__Given instruction__
It is required that the lines from the top of the listing through the line with "string; h: number" be reproduced exactly, excluding pictures.

===

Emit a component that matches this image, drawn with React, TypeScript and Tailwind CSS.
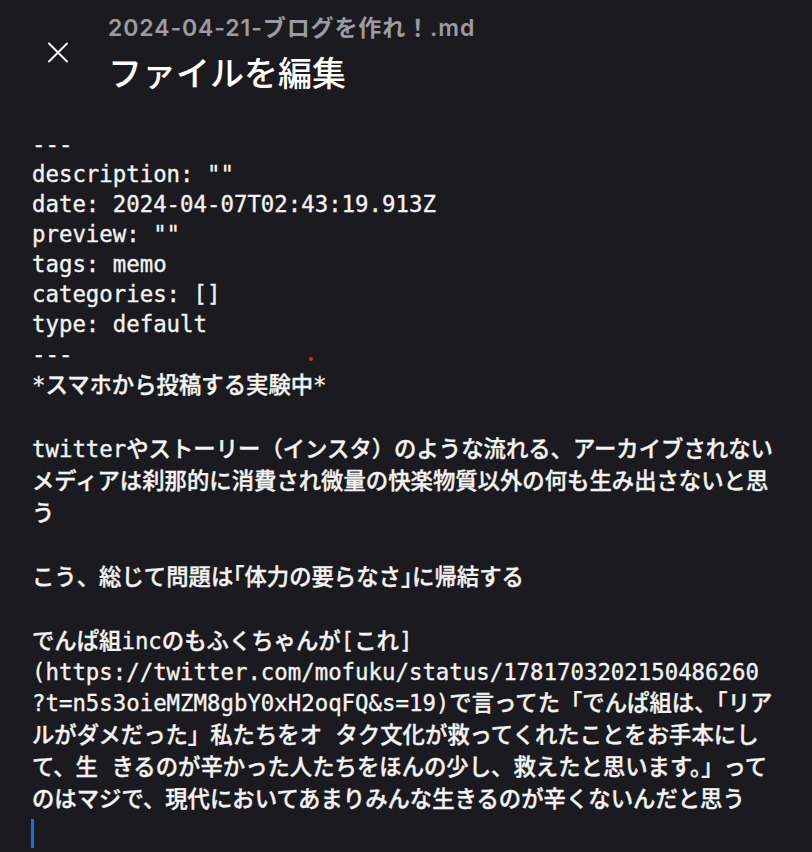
import React from "react";

type Line = { text: string; h: number };

const lines: Line[] = [
  { text: "---", h: 30 },
  { text: 'description: ""', h: 30 },
  { text: "date: 2024-04-07T02:43:19.913Z", h: 30 },
  { text: 'preview: ""', h: 30 },
  { text: "tags: memo", h: 30 },
  { text: "categories: []", h: 30 },
  { text: "type: default", h: 30 },
  { text: "---", h: 30 },
  { text: "*スマホから投稿する実験中*", h: 32 },
  { text: "", h: 32 },
  { text: "twitterやストーリー（インスタ）のような流れる、アーカイブされない", h: 32 },
  { text: "メディアは刹那的に消費され微量の快楽物質以外の何も生み出さないと思", h: 32 },
  { text: "う", h: 32 },
  { text: "", h: 32 },
  { text: "こう、総じて問題は｢体力の要らなさ｣に帰結する", h: 32 },
  { text: "", h: 32 },
  { text: "でんぱ組incのもふくちゃんが[これ]", h: 32 },
  { text: "(https://twitter.com/mofuku/status/1781703202150486260", h: 30 },
  { text: "?t=n5s3oieMZM8gbY0xH2oqFQ&s=19)で言ってた「でんぱ組は、「リア", h: 32 },
  { text: "ルがダメだった」私たちをオ タク文化が救ってくれたことをお手本にし", h: 32 },
  { text: "て、生 きるのが辛かった人たちをほんの少し、救えたと思います。」って", h: 32 },
  { text: "のはマジで、現代においてあまりみんな生きるのが辛くないんだと思う", h: 32 },
];

export default function App() {
  return (
    <div className="relative w-[812px] h-[852px] overflow-hidden bg-[#1b1b1f]">
      <header className="flex h-[130px]">
        <button className="ml-[48px] mt-[42px] h-[21px] w-[20px] self-start">
          <svg width="20" height="21" viewBox="0 0 20 21" fill="none">
            <path d="M1 1.5L19 19.5M19 1.5L1 19.5" stroke="#f2f2f2" strokeWidth="2" strokeLinecap="round" />
          </svg>
        </button>
        <div className="ml-[40px] flex flex-col font-['Inter','Noto_Sans_CJK_JP',sans-serif]">
          <div className="mt-[14px] h-[28px] text-[23px] leading-[28px] font-semibold tracking-[0.9px] text-[#9b9ba4] whitespace-pre">
            2024-04-21-ブログを作れ！.md
          </div>
          <div className="mt-[5px] h-[54px] text-[34px] leading-[54px] font-medium text-white whitespace-pre">
            ファイルを編集
          </div>
        </div>
      </header>
      <main className="pl-[32px] font-['DejaVu_Sans_Mono','Noto_Sans_CJK_JP',monospace] text-[22.37px] font-medium text-[#f2f2f2] [-webkit-text-stroke:0.35px_#f2f2f2]">
        {lines.map((l, i) => (
          <div
            key={i}
            className="flex items-center whitespace-pre"
            style={{ height: l.h }}
          >
            {l.text}
          </div>
        ))}
        <div className="h-[32px] pt-[3px]">
          <div className="ml-[-1px] h-[29px] w-[3px] bg-[#1f6fdc]" />
        </div>
      </main>
      <span className="absolute left-[309px] top-[357px] h-[4px] w-[4px] rounded-full bg-[#e3262a]" />
    </div>
  );
}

===

__Written answer__
Emit a component that matches this image, drawn with React, TypeScript and Tailwind CSS.
import React from "react";

type Line = { text: string; h: number };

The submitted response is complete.